Gerald Allan Sohl Sr. (December 2, 1913 - November 4, 2002) was a scriptwriter for The Twilight Zone (as a ghostwriter for Charles Beaumont), Alfred Hitchcock Presents, The Outer Limits, Star Trek and other shows . He also wrote novels, feature film scripts, and the nonfiction works Underhanded Chess and Underhanded Bridge in 1973. His 1955 Point Ultimate is a piece of Cold War invasion literature: in 1999, a faraway future history at the time of writing, the US lies under a cruel Soviet occupation, reinforced by a deadly artificial disease which makes conquered Americans dependent on the conquerors for the injections which keep them alive. But a dashing Illinois farm boy breaks out in revolt, killing a degenerate soviet governor and his "Commie" American collaborators. Eventually, he becomes a leading member of a very formidable resistance organization which is capable of breaking at will into the occupiers' security headquarters and springing prisoners out, and which had already established a clandestine space program under the Soviets' noses and established a sizeable colony on Mars.

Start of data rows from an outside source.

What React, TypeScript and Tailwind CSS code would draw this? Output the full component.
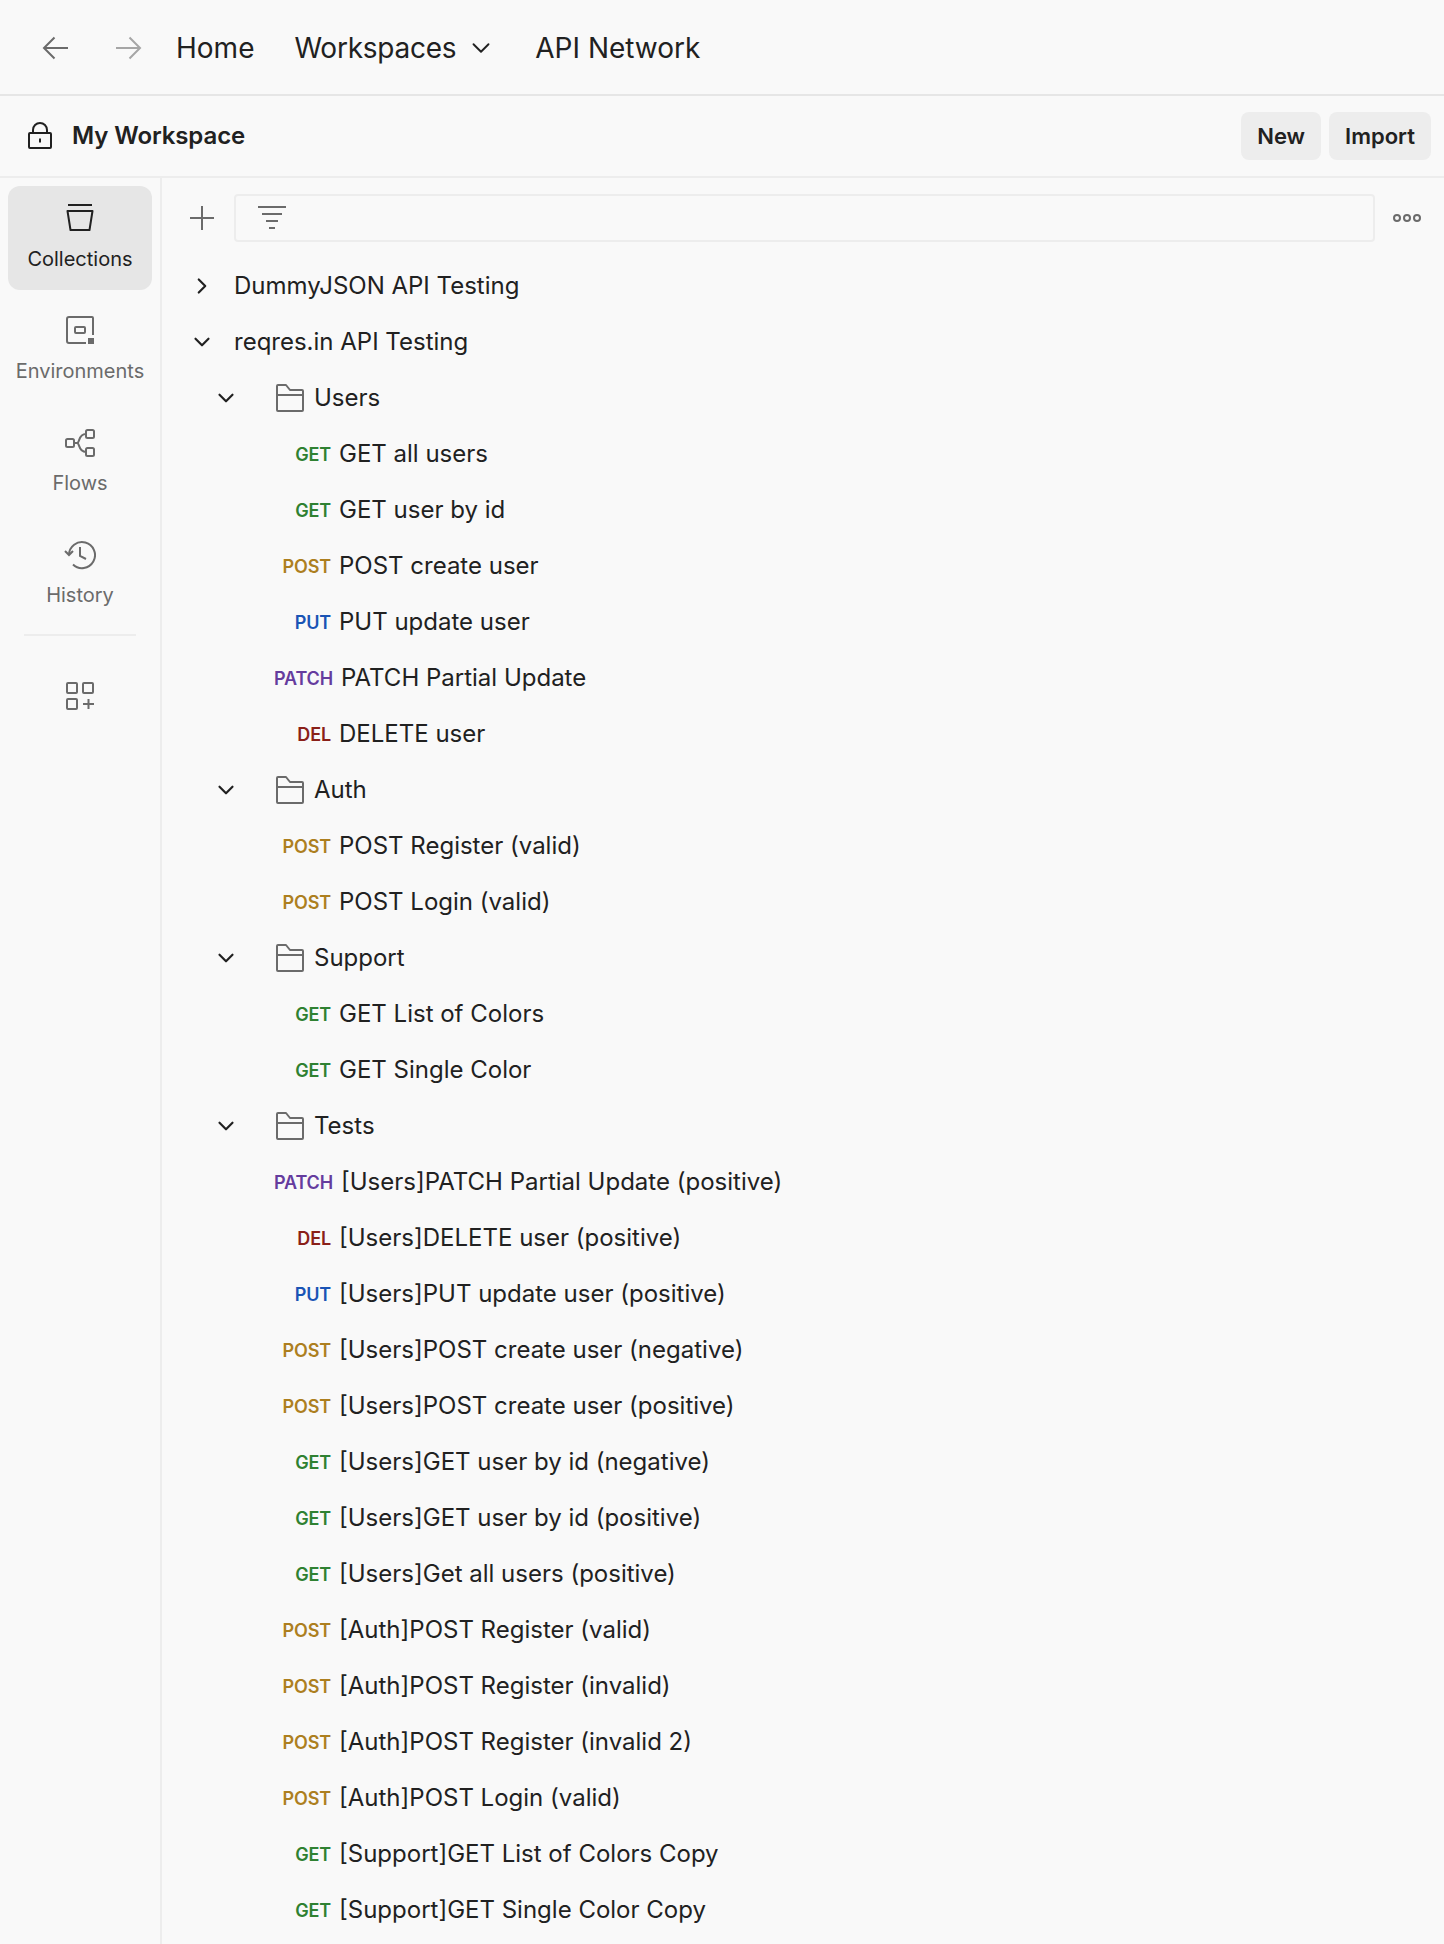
import React from 'react';
import { ChevronDown, ChevronRight } from 'lucide-react';

type Method = 'GET' | 'POST' | 'PUT' | 'PATCH' | 'DEL';

const METHOD_COLORS: Record<Method, string> = {
  GET: 'text-[#2f8132]',
  POST: 'text-[#ad7f1f]',
  PUT: 'text-[#1a54b5]',
  PATCH: 'text-[#653c9e]',
  DEL: 'text-[#8a2018]',
};

type Row =
  | { kind: 'collection'; name: string; open: boolean }
  | { kind: 'folder'; name: string }
  | { kind: 'request'; method: Method; name: string };

const ROWS: Row[] = [
  { kind: 'collection', name: 'DummyJSON API Testing', open: false },
  { kind: 'collection', name: 'reqres.in API Testing', open: true },
  { kind: 'folder', name: 'Users' },
  { kind: 'request', method: 'GET', name: 'GET all users' },
  { kind: 'request', method: 'GET', name: 'GET user by id' },
  { kind: 'request', method: 'POST', name: 'POST create user' },
  { kind: 'request', method: 'PUT', name: 'PUT update user' },
  { kind: 'request', method: 'PATCH', name: 'PATCH Partial Update' },
  { kind: 'request', method: 'DEL', name: 'DELETE user' },
  { kind: 'folder', name: 'Auth' },
  { kind: 'request', method: 'POST', name: 'POST Register (valid)' },
  { kind: 'request', method: 'POST', name: 'POST Login (valid)' },
  { kind: 'folder', name: 'Support' },
  { kind: 'request', method: 'GET', name: 'GET List of Colors' },
  { kind: 'request', method: 'GET', name: 'GET Single Color' },
  { kind: 'folder', name: 'Tests' },
  { kind: 'request', method: 'PATCH', name: '[Users]PATCH Partial Update (positive)' },
  { kind: 'request', method: 'DEL', name: '[Users]DELETE user (positive)' },
  { kind: 'request', method: 'PUT', name: '[Users]PUT update user (positive)' },
  { kind: 'request', method: 'POST', name: '[Users]POST create user (negative)' },
  { kind: 'request', method: 'POST', name: '[Users]POST create user (positive)' },
  { kind: 'request', method: 'GET', name: '[Users]GET user by id (negative)' },
  { kind: 'request', method: 'GET', name: '[Users]GET user by id (positive)' },
  { kind: 'request', method: 'GET', name: '[Users]Get all users (positive)' },
  { kind: 'request', method: 'POST', name: '[Auth]POST Register (valid)' },
  { kind: 'request', method: 'POST', name: '[Auth]POST Register (invalid)' },
  { kind: 'request', method: 'POST', name: '[Auth]POST Register (invalid 2)' },
  { kind: 'request', method: 'POST', name: '[Auth]POST Login (valid)' },
  { kind: 'request', method: 'GET', name: '[Support]GET List of Colors Copy' },
  { kind: 'request', method: 'GET', name: '[Support]GET Single Color Copy' },
];

const BackIcon = ({ color }: { color: string }) => (
  <svg width="32" height="32" viewBox="0 0 32 32" fill="none" stroke={color} strokeWidth="2">
    <path d="M5 16h23M14.500 5.500L4 16l10.500 10.500" />
  </svg>
);

const ForwardIcon = ({ color }: { color: string }) => (
  <svg width="32" height="32" viewBox="0 0 32 32" fill="none" stroke={color} strokeWidth="2">
    <path d="M4 16h23M17.500 5.500L28 16 17.500 26.500" />
  </svg>
);

const PlusIcon = () => (
  <svg width="40" height="40" viewBox="0 0 40 40" fill="none" stroke="#6b6b6b" strokeWidth="2">
    <path d="M8 20h24M20 8v24" />
  </svg>
);

const LockIcon = () => (
  <svg width="28" height="28" viewBox="0 0 28 28" fill="none" stroke="#212121" strokeWidth="2">
    <rect x="3" y="11" width="22" height="15" rx="1" />
    <path d="M7 11V8a7 7 0 0 1 14 0v3" />
    <path d="M14 16.500v4" />
  </svg>
);

const CollectionsIcon = () => (
  <svg width="32" height="32" viewBox="0 0 32 32" fill="none" stroke="#212121" strokeWidth="2">
    <path d="M4 2h24" />
    <path d="M3.500 8h25l-3 19h-19z" strokeLinejoin="round" />
  </svg>
);

const EnvironmentsIcon = () => (
  <svg width="32" height="32" viewBox="0 0 32 32" fill="none" stroke="#6b6b6b" strokeWidth="2">
    <path d="M29 20V3a1 1 0 0 0-1-1H5a2 2 0 0 0-2 2v22a2 2 0 0 0 2 2h17" />
    <rect x="11" y="12" width="10" height="6" rx="1" />
    <rect x="24" y="23" width="6" height="6" fill="#6b6b6b" stroke="none" />
  </svg>
);

const FlowsIcon = () => (
  <svg width="32" height="32" viewBox="0 0 32 32" fill="none" stroke="#6b6b6b" strokeWidth="2">
    <rect x="2" y="12" width="8" height="8" rx="1.500" />
    <rect x="22" y="3" width="8" height="8" rx="1.500" />
    <rect x="22" y="21" width="8" height="8" rx="1.500" />
    <path d="M10 16h3c3 0 1-9 9-9" />
    <path d="M13 16c3 0 1 9 9 9" />
  </svg>
);

const HistoryIcon = () => (
  <svg width="32" height="32" viewBox="0 0 32 32" fill="none" stroke="#6b6b6b" strokeWidth="2">
    <path d="M5 16a13 13 0 1 1 4 9.500" />
    <path d="M1 12l4 4 4-4" />
    <path d="M16 8v9l6 3" />
  </svg>
);

const AddonsIcon = () => (
  <svg width="32" height="32" viewBox="0 0 32 32" fill="none" stroke="#6b6b6b" strokeWidth="2">
    <rect x="3" y="3" width="10" height="10" rx="1" />
    <rect x="19" y="3" width="10" height="10" rx="1" />
    <rect x="3" y="19" width="10" height="10" rx="1" />
    <path d="M19 24h11M24.500 19v10" />
  </svg>
);

const FilterIcon = () => (
  <svg width="32" height="28" viewBox="0 0 32 28" fill="none" stroke="#6b6b6b" strokeWidth="2">
    <path d="M2 3h28M6 10h20M10 17h12M13 24h6" />
  </svg>
);

const FolderIcon = () => (
  <svg width="30" height="30" viewBox="0 0 30 30" fill="none" stroke="#6b6b6b" strokeWidth="2">
    <path d="M2 26V3a1 1 0 0 1 1-1h8l4 5h12a1 1 0 0 1 1 1v19a1 1 0 0 1-1 1H3a1 1 0 0 1-1-1z" strokeLinejoin="round" />
    <path d="M2 12h26" />
  </svg>
);

const DotsIcon = () => (
  <svg width="30" height="10" viewBox="0 0 30 10" fill="none" stroke="#6b6b6b" strokeWidth="2">
    <circle cx="5" cy="5" r="3" />
    <circle cx="15" cy="5" r="3" />
    <circle cx="25" cy="5" r="3" />
  </svg>
);

const SideItem = ({ icon, label, active }: { icon: React.ReactNode; label: string; active?: boolean }) => (
  <div className={`flex h-[104px] flex-col items-center justify-center gap-[12px] rounded-[12px] pb-[2px] ${active ? 'bg-[#e6e6e6] text-[#212121]' : 'text-[#6b6b6b]'}`}>
    {icon}
    <span className="text-[20px] leading-[24px]">{label}</span>
  </div>
);

const TreeRow = ({ row }: { row: Row }) => {
  if (row.kind === 'collection') {
    return (
      <div className="flex h-[56px] items-center pl-[27px]">
        {row.open ? <ChevronDown size={26} strokeWidth={2} className="text-[#212121]" /> : <ChevronRight size={26} strokeWidth={2} className="text-[#212121]" />}
        <span className="ml-[19px]">{row.name}</span>
      </div>
    );
  }
  if (row.kind === 'folder') {
    return (
      <div className="flex h-[56px] items-center pl-[51px]">
        <ChevronDown size={26} strokeWidth={2} className="text-[#212121]" />
        <span className="ml-[36px] flex"><FolderIcon /></span>
        <span className="ml-[9px]">{row.name}</span>
      </div>
    );
  }
  const isPatch = row.method === 'PATCH';
  return (
    <div className="flex h-[56px] items-center">
      <span className={`text-right text-[18px] font-semibold tracking-[-0.15px] ${isPatch ? 'w-[171px]' : 'w-[169px]'} ${METHOD_COLORS[row.method]}`}>
        {row.method}
      </span>
      <span className="ml-[8px]">{row.name}</span>
    </div>
  );
};

export default function App() {
  return (
    <div className="flex h-[1944px] flex-col overflow-hidden bg-[#f9f9f9] font-['Inter',sans-serif] text-[#212121]">
      <header className="flex h-[96px] items-center border-b-2 border-[#e6e6e6] pl-[40px] pt-[2px] text-[28px]">
        <BackIcon color="#6b6b6b" />
        <span className="ml-[40px] flex"><ForwardIcon color="#a6a6a6" /></span>
        <span className="ml-[32px]">Home</span>
        <span className="ml-[40px] tracking-[-0.25px]">Workspaces</span>
        <ChevronDown size={30} strokeWidth={1.5} className="ml-[10px]" />
        <span className="ml-[39px]">API Network</span>
      </header>

      <div className="flex h-[82px] items-center justify-between border-b-2 border-[#ededed] pl-[26px] pr-[13px]">
        <div className="flex items-center gap-[18px]">
          <LockIcon />
          <span className="text-[24px] font-semibold tracking-[-0.1px]">My Workspace</span>
        </div>
        <div className="flex items-center gap-[8px] text-[22px] font-semibold">
          <button className="h-[48px] rounded-[8px] bg-[#ededed] px-[16px]">New</button>
          <button className="h-[48px] rounded-[8px] bg-[#ededed] px-[16px]">Import</button>
        </div>
      </div>

      <div className="flex min-h-0 flex-1">
        <aside className="w-[162px] shrink-0 border-r-2 border-[#ededed] px-[8px] pt-[8px]">
          <div className="flex flex-col gap-[8px]">
            <SideItem icon={<CollectionsIcon />} label="Collections" active />
            <SideItem icon={<EnvironmentsIcon />} label="Environments" />
            <SideItem icon={<FlowsIcon />} label="Flows" />
            <SideItem icon={<HistoryIcon />} label="History" />
          </div>
          <div className="mx-[16px] mt-[8px] border-t-2 border-[#ededed]" />
          <div className="mt-[44px] flex justify-center"><AddonsIcon /></div>
        </aside>

        <main className="min-w-0 flex-1">
          <div className="flex items-center pl-[20px] pt-[16px]">
            <PlusIcon />
            <div className="ml-[12px] flex h-[48px] w-[1141px] items-center rounded-[4px] border-2 border-[#ededed] pl-[20px]">
              <FilterIcon />
            </div>
            <span className="ml-[17px] flex"><DotsIcon /></span>
          </div>
          <div className="mt-[16px] text-[24px]">
            {ROWS.map((row) => (
              <TreeRow key={row.name} row={row} />
            ))}
          </div>
        </main>
      </div>
    </div>
  );
}
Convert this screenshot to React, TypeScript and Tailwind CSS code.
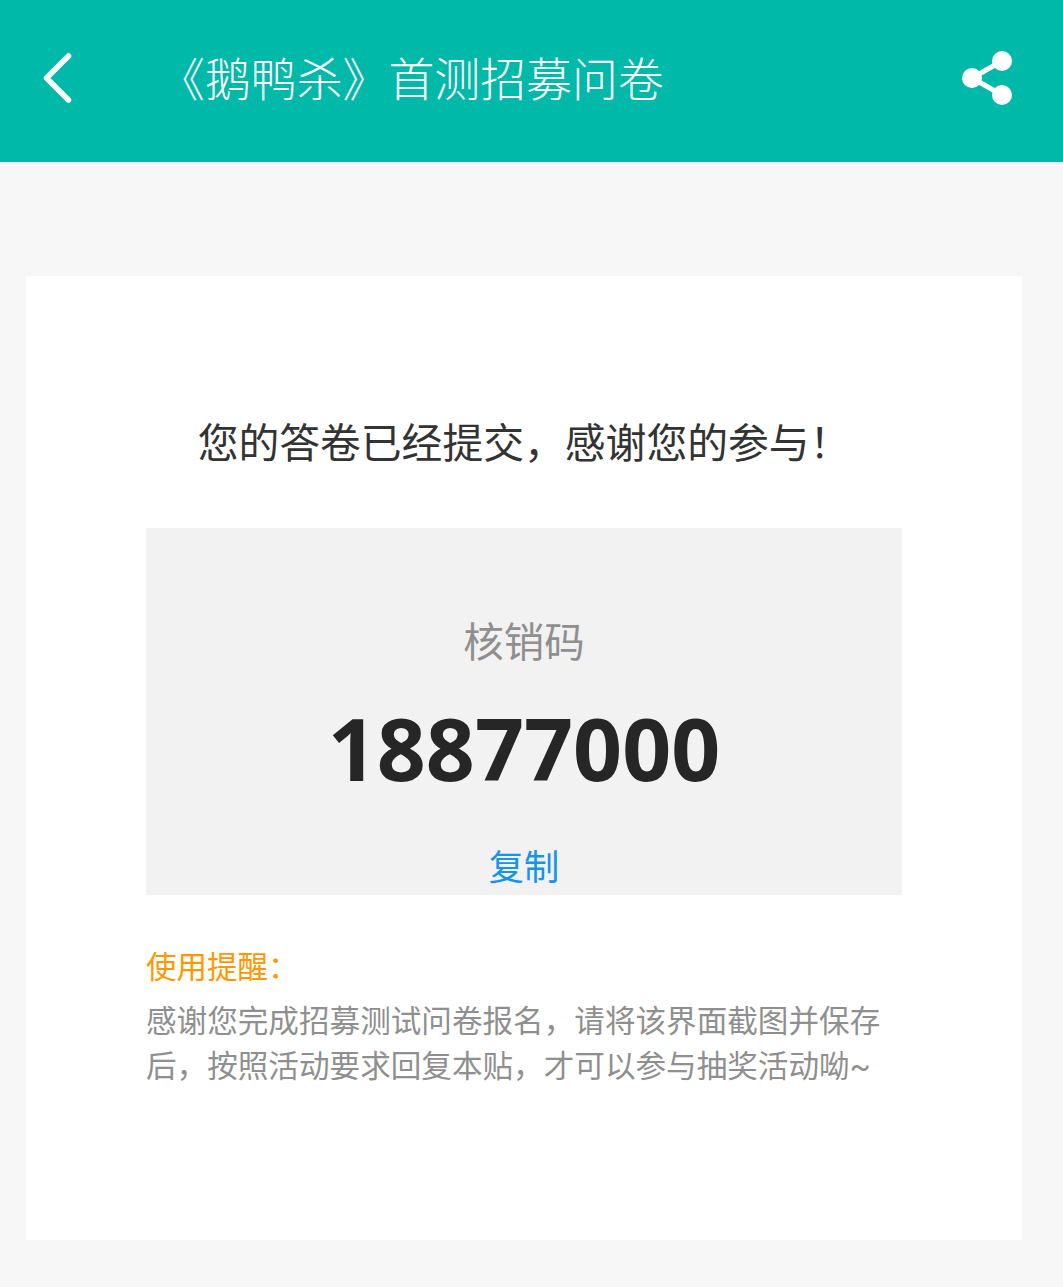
const cjk = "font-['Roboto','Noto_Sans_CJK_SC',sans-serif]";

function BackIcon() {
  return (
    <svg width="30" height="50" viewBox="0 0 30 50" fill="none">
      <path d="M26.5 3 L4.5 25 L26.5 47" stroke="#fff" strokeWidth="5.5" strokeLinecap="round" strokeLinejoin="round" />
    </svg>
  );
}

function ShareIcon() {
  return (
    <svg width="50" height="54" viewBox="0 0 50 54" fill="#fff">
      <circle cx="40" cy="10" r="10" />
      <circle cx="10" cy="27" r="10" />
      <circle cx="40" cy="44" r="10" />
      <path d="M40 10 L10 27 L40 44" fill="none" stroke="#fff" strokeWidth="5" />
    </svg>
  );
}

export default function App() {
  return (
    <div className={`${cjk} min-h-[1287px] bg-[#f7f7f7]`}>
      <header className="flex h-[162px] items-center bg-[#00b9a9] pb-[6px] pl-[42px] pr-[51px] text-white">
        <BackIcon />
        <h1 className="mt-[6px] ml-[87px] flex-1 text-[45.9px] leading-none font-light whitespace-nowrap">《鹅鸭杀》首测招募问卷</h1>
        <ShareIcon />
      </header>

      <main className="mx-[26px] mt-[114px] h-[964px] w-[996px] bg-white px-[120px] pt-[140px]">
        <p className="text-center text-[40.8px] leading-[56px] text-[#333] whitespace-nowrap">您的答卷已经提交，感谢您的参与！</p>

        <section className="mt-[56px] flex h-[367px] flex-col items-center overflow-hidden bg-[#f2f2f2] pt-[86px]">
          <div className="text-[40.5px] leading-[58px] text-[#8f8f8f]">核销码</div>
          <div className="mt-[21px] font-['Noto_Sans',sans-serif] text-[85.8px] leading-[110px] font-bold text-[#262626]">18877000</div>
          <div className="mt-[40px] text-[35.2px] leading-[50px] text-[#1493ef]">复制</div>
        </section>

        <div className="mt-[50px] text-[30.5px] leading-[46px] text-[#ff9800]">使用提醒：</div>
        <p className="mt-[8px] text-[30.6px] leading-[45px] text-[#8f8f8f]">
          感谢您完成招募测试问卷报名，请将该界面截图并保存后，按照活动要求回复本贴，才可以参与抽奖活动呦~
        </p>
      </main>
    </div>
  );
}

In the far more low-key The Time Dissolver (1957) Sohl tells the story of a man and a woman who wake up one morning to find that, inexplicably, they had lost all memory of the past eleven years including any memory of how they ever came to meet and become married to each other, and who embark on a quest to find what happened and to trace back these eleven lost years. Aside from the science fiction aspects, the book captures the atmosphere of late 1950s America.